Advances in Mandarin Broadcast Speech Recognition
Mei-Yuh Hwang, University of Washington
Wen Wang, SRI International
Xin Lei, University of Washington
Jing Zheng, SRI International
Ozgur Cetin, International Computer Science Institute
Gang Peng, University of Washington
We describe our continuing efforts to improve the UW-SRI-ICSI Mandarin broadcast speech recognizer. This includes increasing acoustic and text training data, adding discriminative features, incorporating frame-level discriminative training criterion, multiple-pass acoustic model (AM) cross adaptation, language model (LM) genre adaptation and system combination. The net effect without LM adaptation was a 24%-64% relative reduction in character error rates (CERs) on a variety of test sets. In addition, LM adaptation gave us another 6% of relative CER reduction on broadcast conversations.
Automatic Transcription for a Web 2.0 Service to Search Podcasts
Jun Ogata, National Institute of Advanced Industrial Science and Technology (AIST)
Masataka Goto, National Institute of Advanced Industrial Science and Technology (AIST)
Kouichirou Eto, National Institute of Advanced Industrial Science and Technology (AIST)

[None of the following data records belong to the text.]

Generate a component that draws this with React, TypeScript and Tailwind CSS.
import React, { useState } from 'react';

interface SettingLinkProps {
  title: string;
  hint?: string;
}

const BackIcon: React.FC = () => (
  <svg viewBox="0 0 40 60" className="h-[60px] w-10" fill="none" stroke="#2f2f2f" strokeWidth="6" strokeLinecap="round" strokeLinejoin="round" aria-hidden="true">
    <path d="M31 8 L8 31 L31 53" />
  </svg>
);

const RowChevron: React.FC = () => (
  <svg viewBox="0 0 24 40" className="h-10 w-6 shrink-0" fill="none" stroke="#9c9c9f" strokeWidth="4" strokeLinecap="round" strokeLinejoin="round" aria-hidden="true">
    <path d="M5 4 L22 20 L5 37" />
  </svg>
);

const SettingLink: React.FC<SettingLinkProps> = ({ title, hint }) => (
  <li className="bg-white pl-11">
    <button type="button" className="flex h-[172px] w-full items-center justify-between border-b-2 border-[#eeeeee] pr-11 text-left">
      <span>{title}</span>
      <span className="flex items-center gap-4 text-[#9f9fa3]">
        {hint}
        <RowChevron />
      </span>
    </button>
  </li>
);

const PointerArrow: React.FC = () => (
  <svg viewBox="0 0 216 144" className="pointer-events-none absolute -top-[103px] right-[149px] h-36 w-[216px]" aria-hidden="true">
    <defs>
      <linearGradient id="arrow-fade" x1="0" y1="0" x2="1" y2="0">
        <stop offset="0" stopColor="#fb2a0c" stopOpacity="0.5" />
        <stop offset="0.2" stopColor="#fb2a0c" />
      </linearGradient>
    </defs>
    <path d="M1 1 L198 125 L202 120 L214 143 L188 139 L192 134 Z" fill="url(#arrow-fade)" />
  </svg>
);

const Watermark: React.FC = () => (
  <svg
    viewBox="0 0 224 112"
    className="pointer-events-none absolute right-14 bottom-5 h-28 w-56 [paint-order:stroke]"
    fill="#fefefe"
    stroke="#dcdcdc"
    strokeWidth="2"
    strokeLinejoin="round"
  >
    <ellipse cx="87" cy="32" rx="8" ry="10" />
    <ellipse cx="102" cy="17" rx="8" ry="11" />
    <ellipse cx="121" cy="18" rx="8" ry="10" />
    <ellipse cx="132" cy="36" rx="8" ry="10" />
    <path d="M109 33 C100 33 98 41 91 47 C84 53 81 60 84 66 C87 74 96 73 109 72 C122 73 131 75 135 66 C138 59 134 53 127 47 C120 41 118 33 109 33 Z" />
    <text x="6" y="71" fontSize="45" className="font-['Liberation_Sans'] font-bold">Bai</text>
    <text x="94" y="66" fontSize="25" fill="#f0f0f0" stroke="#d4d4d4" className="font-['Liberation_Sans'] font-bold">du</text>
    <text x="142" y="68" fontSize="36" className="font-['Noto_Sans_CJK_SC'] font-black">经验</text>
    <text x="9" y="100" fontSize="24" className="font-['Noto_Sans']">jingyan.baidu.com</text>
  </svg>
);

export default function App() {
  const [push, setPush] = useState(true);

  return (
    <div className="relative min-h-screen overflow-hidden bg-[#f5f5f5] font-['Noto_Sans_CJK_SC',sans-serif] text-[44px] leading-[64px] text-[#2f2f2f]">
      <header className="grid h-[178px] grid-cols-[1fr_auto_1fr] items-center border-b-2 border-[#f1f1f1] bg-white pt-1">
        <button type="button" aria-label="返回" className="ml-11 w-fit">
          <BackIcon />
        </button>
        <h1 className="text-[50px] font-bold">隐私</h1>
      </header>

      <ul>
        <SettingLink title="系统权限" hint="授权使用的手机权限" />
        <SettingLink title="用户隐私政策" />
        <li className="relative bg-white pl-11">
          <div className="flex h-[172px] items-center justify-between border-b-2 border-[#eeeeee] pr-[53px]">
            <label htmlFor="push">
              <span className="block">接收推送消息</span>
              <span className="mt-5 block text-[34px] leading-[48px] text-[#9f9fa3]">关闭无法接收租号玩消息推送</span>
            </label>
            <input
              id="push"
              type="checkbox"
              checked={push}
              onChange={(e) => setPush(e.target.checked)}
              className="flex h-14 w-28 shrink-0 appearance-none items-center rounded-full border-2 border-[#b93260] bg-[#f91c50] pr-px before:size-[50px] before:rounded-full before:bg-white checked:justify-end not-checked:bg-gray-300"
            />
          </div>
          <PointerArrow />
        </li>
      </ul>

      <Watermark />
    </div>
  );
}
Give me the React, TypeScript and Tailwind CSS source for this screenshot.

This paper describes speech recognition techniques that enable a Web 2.0 service "PodCastle" where users can search and read transcribed texts of podcasts, and correct recognition errors in those texts. Most previous speech recognizers had difficulties transcribing podcasts because podcasts include various kinds of contents recorded in different conditions and cover recent topics that tend to have many out-of-vocabulary words. To overcome such difficulties, we continuously improve speech recognizers by using information aggregated on the basis of Web 2.0. For example, a language model is adapted to a topic of the target podcast on the fly, the pronunciations of out-of-vocabulary words are obtained from a Web 2.0 service, and an acoustic model is trained by using the results of the error correction by anonymous users. The experiments we report in this paper show that our techniques produce promising results for podcasts.